The next version of ESX has a totally different architecture for storage. The new architecture is called “Pluggable Storage Architecture”. For my own understanding I wanted to write down how this actually works and what all the different abbreviations/acronyms mean:
- PSA = Pluggable Storage Architecture
- NMP = Native Multipathing
- MPP = Multipathing Plugin
- PSP = Path Selection Plugin
- SATP = Storage Array Type Plugin
At the top level we have “Pluggable Storage Architecture”. This is just the name of the new concept, but it’s a well chosen name cause that’s what it is… a new storage architecture that uses plugins. Let’s start with the native VMware plugins.
The Native Multipathing(NMP) module is the default module that ESX(as of vSphere) uses. If your array is listed on the compatibility list then VMware pre-decides which multipathing “algorithm” will be used. ESX will natively do: Fixed, MRU, Round-Robin. Of course you can change this “algorithm” if you want or need to, but be careful.

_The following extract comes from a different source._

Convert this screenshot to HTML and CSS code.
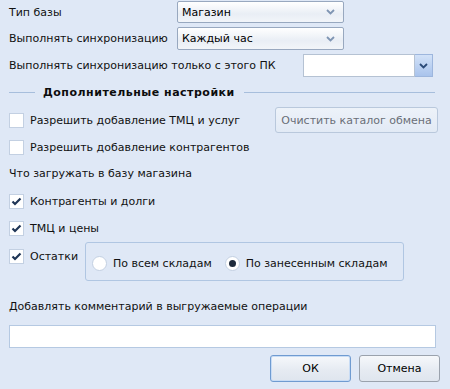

The NMP associates paths with the LUN and/or array. The NMP uses rules to decide which Storage Array Type Plugin(SATP) will be used and which Path Selection Plugin(PSP) will be used. If you want to edit these rules you can use “esxcli”, and you can find the rules in the “/etc/vmware/esx.conf”. For instance the default PSP for the EMX Symmetrix array is Fixed:
/storage/plugin/NMP/config[VMW_SATP_SYMM]/defaultpsp = "VMW_PSP_FIXED"
Now that these basics have been decided the two “sub” plugins take over. The SATP handles path fail-overs, it’s as simple as that. This of course will be reported back to the NMP, because the NMP is responsible for the i/o flow. The SATP will monitor the health of a path and take the required action depending on the type of array. Nothing more, nothing less.
Now you are probably wondering what the PSP does, or when it will be utilized. The PSP determines which path will be used for an I/O request, in other words the PSP deals with the Fixed, MRU and Round-Robin algorithms. Keep in mind that the type of PSP that will be used has already been pre-configured, it’s not the PSP that decides if it will do Fixed or MRU, it’s the NMP that decides this based on pre-defined rules of which an example has been showed above. Both the SATP and PSP are plugins of the NMP and are controlled by the NMP.
You can of course change the default behavior. In my post on iSCSI load balancing we’ve seen the “esxcli” in action. This command also interacts with the NMP. For instance you can easily check which SATPs are available at the moment:
[[email protected] ~]# esxcli nmp satp list Name Default PSP Description VMW_SATP_ALUA_CX VMW_PSP_FIXED Supports EMC CX that use the ALUA protocol VMW_SATP_SVC VMW_PSP_FIXED Supports IBM SVC VMW_SATP_MSA VMW_PSP_MRU Supports HP MSA VMW_SATP_EQL VMW_PSP_FIXED Supports EqualLogic arrays VMW_SATP_INV VMW_PSP_FIXED Supports EMC Invista VMW_SATP_SYMM VMW_PSP_FIXED Supports EMC Symmetrix VMW_SATP_LSI VMW_PSP_MRU Supports LSI and other arrays VMW_SATP_EVA VMW_PSP_FIXED Supports HP EVA VMW_SATP_DEFAULT_AP VMW_PSP_MRU Supports non-specific active/passive arrays VMW_SATP_CX VMW_PSP_MRU Supports EMC CX that do not use the ALUA protocol VMW_SATP_ALUA VMW_PSP_MRU Supports non-specific arrays that use the ALUA protocol VMW_SATP_DEFAULT_AA VMW_PSP_FIXED Supports non-specific active/active arrays VMW_SATP_LOCAL VMW_PSP_FIXED Supports direct attached devices
This example also illustrates that a specific SATP is linked to a specific PSP. You can also check which PSPs are available at the moment:
[[email protected] ~]# esxcli nmp psp list Name Description VMW_PSP_MRU Most Recently Used Path Selection VMW_PSP_RR Round Robin Path Selection VMW_PSP_FIXED Fixed Path Selection
At the moment there are only three PSPs available, but you can imagine that vendors develop their own PSP to optimize load balancing for their array. The vendors can even write their own SATPs. You can also use esxcli to change the rules or add a rule, although I would not recommend doing this.
What’s next? That would be a Multipathing Plugin(MPP). An MPP can be seen as “NMP+SATP+PSP”. An MPP combines all the three functionalities into one module which, these MPP’s will be developed by the vendors of the arrays. EMC is one of the vendors that already demonstrated their MPP. You can see a cool demo on the blog of Chad Sakac, which is EMC’s MPP also known as Powerpath for ESX.